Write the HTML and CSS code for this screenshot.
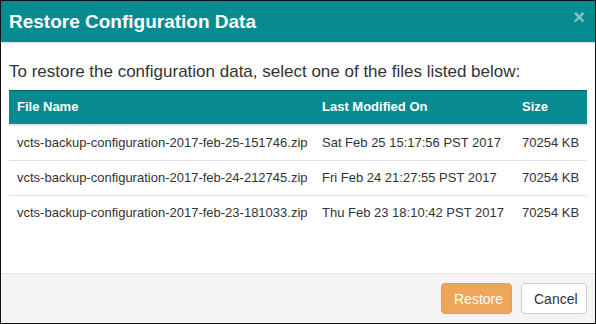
FILE: index.html
```html
<!DOCTYPE html>
<html lang="en">
<head>
    <meta charset="UTF-8">
    <title>Restore Configuration Data</title>
    <link rel="stylesheet" href="styles.css">
</head>
<body>
    <div class="modal">
        <div class="modal-header">
            <h1>Restore Configuration Data</h1>
            <span class="close">&times;</span>
        </div>
        <div class="modal-body">
            <p>To restore the configuration data, select one of the files listed below:</p>
            <table>
                <thead>
                    <tr>
                        <th class="col-name">File Name</th>
                        <th class="col-date">Last Modified On</th>
                        <th>Size</th>
                    </tr>
                </thead>
                <tbody>
                    <tr>
                        <td>vcts-backup-configuration-2017-feb-25-151746.zip</td>
                        <td>Sat Feb 25 15:17:56 PST 2017</td>
                        <td>70254 KB</td>
                    </tr>
                    <tr>
                        <td>vcts-backup-configuration-2017-feb-24-212745.zip</td>
                        <td>Fri Feb 24 21:27:55 PST 2017</td>
                        <td>70254 KB</td>
                    </tr>
                    <tr>
                        <td>vcts-backup-configuration-2017-feb-23-181033.zip</td>
                        <td>Thu Feb 23 18:10:42 PST 2017</td>
                        <td>70254 KB</td>
                    </tr>
                </tbody>
            </table>
        </div>
        <div class="modal-footer">
            <button class="btn btn-restore">Restore</button>
            <button class="btn btn-cancel">Cancel</button>
        </div>
    </div>
</body>
</html>
```
FILE: styles.css
```css
html, body {
    margin: 0;
    height: 100%;
}
body {
    font-family: "Liberation Sans", Arial, sans-serif;
    color: #333;
    background: #fff;
}
.modal {
    box-sizing: border-box;
    height: 324px;
    border: 1px solid #111;
    display: flex;
    flex-direction: column;
}
.modal-header {
    background-color: #088a91;
    height: 41px;
    border-bottom: 1px solid #d8e8e9;
    display: flex;
    align-items: center;
    justify-content: space-between;
    padding: 0 8px;
}
.modal-header h1 {
    margin: 0;
    font-size: 19px;
    font-weight: bold;
    color: #fff;
}
.close {
    color: #fff;
    opacity: 0.5;
    font-size: 20px;
    font-weight: bold;
    margin-right: 2px;
    margin-top: -8px;
}
.modal-body {
    flex: 1;
    padding: 0 8px;
}
.modal-body p {
    margin: 19px 0 8px 0;
    font-size: 17px;
    line-height: 20px;
}
table {
    width: 100%;
    border-collapse: collapse;
    table-layout: fixed;
    font-size: 13px;
}
th, td {
    text-align: left;
    padding: 8px;
    line-height: 18px;
    white-space: nowrap;
}
th {
    background-color: #088a91;
    color: #fff;
    font-weight: bold;
    border-top: 1px solid #0a5f64;
    border-bottom: 2px solid #d8e8e9;
    padding: 7px 8px 8px 8px;
}
td {
    border-bottom: 1px solid #ddd;
}
tbody tr:last-child td {
    border-bottom: none;
}
.col-name {
    width: 289px;
}
.col-date {
    width: 184px;
}
.modal-footer {
    height: 49px;
    border-top: 1px solid #e5e5e5;
    background-color: #f4f4f4;
    display: flex;
    align-items: center;
    justify-content: flex-end;
    padding: 0 8px;
    gap: 9px;
}
.btn {
    font-family: "Liberation Sans", Arial, sans-serif;
    font-size: 14px;
    height: 31px;
    padding: 0 12px;
    border-radius: 4px;
    cursor: pointer;
}
.btn-restore {
    background-color: #eea65a;
    border: 1px solid #e69c4d;
    color: #fff;
    width: 71px;
}
.btn-cancel {
    background-color: #fff;
    border: 1px solid #ccc;
    color: #333;
    width: 66px;
}
```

□ □ □

## Stated problem
Print the listing above in full, exactly as written. Omit any pictures.

## The completed task
Write the HTML and CSS code for this screenshot.
FILE: index.html
```html
<!DOCTYPE html>
<html lang="en">
<head>
    <meta charset="UTF-8">
    <title>Restore Configuration Data</title>
    <link rel="stylesheet" href="styles.css">
</head>
<body>
    <div class="modal">
        <div class="modal-header">
            <h1>Restore Configuration Data</h1>
            <span class="close">&times;</span>
        </div>
        <div class="modal-body">
            <p>To restore the configuration data, select one of the files listed below:</p>
            <table>
                <thead>
                    <tr>
                        <th class="col-name">File Name</th>
                        <th class="col-date">Last Modified On</th>
                        <th>Size</th>
                    </tr>
                </thead>
                <tbody>
                    <tr>
                        <td>vcts-backup-configuration-2017-feb-25-151746.zip</td>
                        <td>Sat Feb 25 15:17:56 PST 2017</td>
                        <td>70254 KB</td>
                    </tr>
                    <tr>
                        <td>vcts-backup-configuration-2017-feb-24-212745.zip</td>
                        <td>Fri Feb 24 21:27:55 PST 2017</td>
                        <td>70254 KB</td>
                    </tr>
                    <tr>
                        <td>vcts-backup-configuration-2017-feb-23-181033.zip</td>
                        <td>Thu Feb 23 18:10:42 PST 2017</td>
                        <td>70254 KB</td>
                    </tr>
                </tbody>
            </table>
        </div>
        <div class="modal-footer">
            <button class="btn btn-restore">Restore</button>
            <button class="btn btn-cancel">Cancel</button>
        </div>
    </div>
</body>
</html>
```
FILE: styles.css
```css
html, body {
    margin: 0;
    height: 100%;
}
body {
    font-family: "Liberation Sans", Arial, sans-serif;
    color: #333;
    background: #fff;
}
.modal {
    box-sizing: border-box;
    height: 324px;
    border: 1px solid #111;
    display: flex;
    flex-direction: column;
}
.modal-header {
    background-color: #088a91;
    height: 41px;
    border-bottom: 1px solid #d8e8e9;
    display: flex;
    align-items: center;
    justify-content: space-between;
    padding: 0 8px;
}
.modal-header h1 {
    margin: 0;
    font-size: 19px;
    font-weight: bold;
    color: #fff;
}
.close {
    color: #fff;
    opacity: 0.5;
    font-size: 20px;
    font-weight: bold;
    margin-right: 2px;
    margin-top: -8px;
}
.modal-body {
    flex: 1;
    padding: 0 8px;
}
.modal-body p {
    margin: 19px 0 8px 0;
    font-size: 17px;
    line-height: 20px;
}
table {
    width: 100%;
    border-collapse: collapse;
    table-layout: fixed;
    font-size: 13px;
}
th, td {
    text-align: left;
    padding: 8px;
    line-height: 18px;
    white-space: nowrap;
}
th {
    background-color: #088a91;
    color: #fff;
    font-weight: bold;
    border-top: 1px solid #0a5f64;
    border-bottom: 2px solid #d8e8e9;
    padding: 7px 8px 8px 8px;
}
td {
    border-bottom: 1px solid #ddd;
}
tbody tr:last-child td {
    border-bottom: none;
}
.col-name {
    width: 289px;
}
.col-date {
    width: 184px;
}
.modal-footer {
    height: 49px;
    border-top: 1px solid #e5e5e5;
    background-color: #f4f4f4;
    display: flex;
    align-items: center;
    justify-content: flex-end;
    padding: 0 8px;
    gap: 9px;
}
.btn {
    font-family: "Liberation Sans", Arial, sans-serif;
    font-size: 14px;
    height: 31px;
    padding: 0 12px;
    border-radius: 4px;
    cursor: pointer;
}
.btn-restore {
    background-color: #eea65a;
    border: 1px solid #e69c4d;
    color: #fff;
    width: 71px;
}
.btn-cancel {
    background-color: #fff;
    border: 1px solid #ccc;
    color: #333;
    width: 66px;
}
```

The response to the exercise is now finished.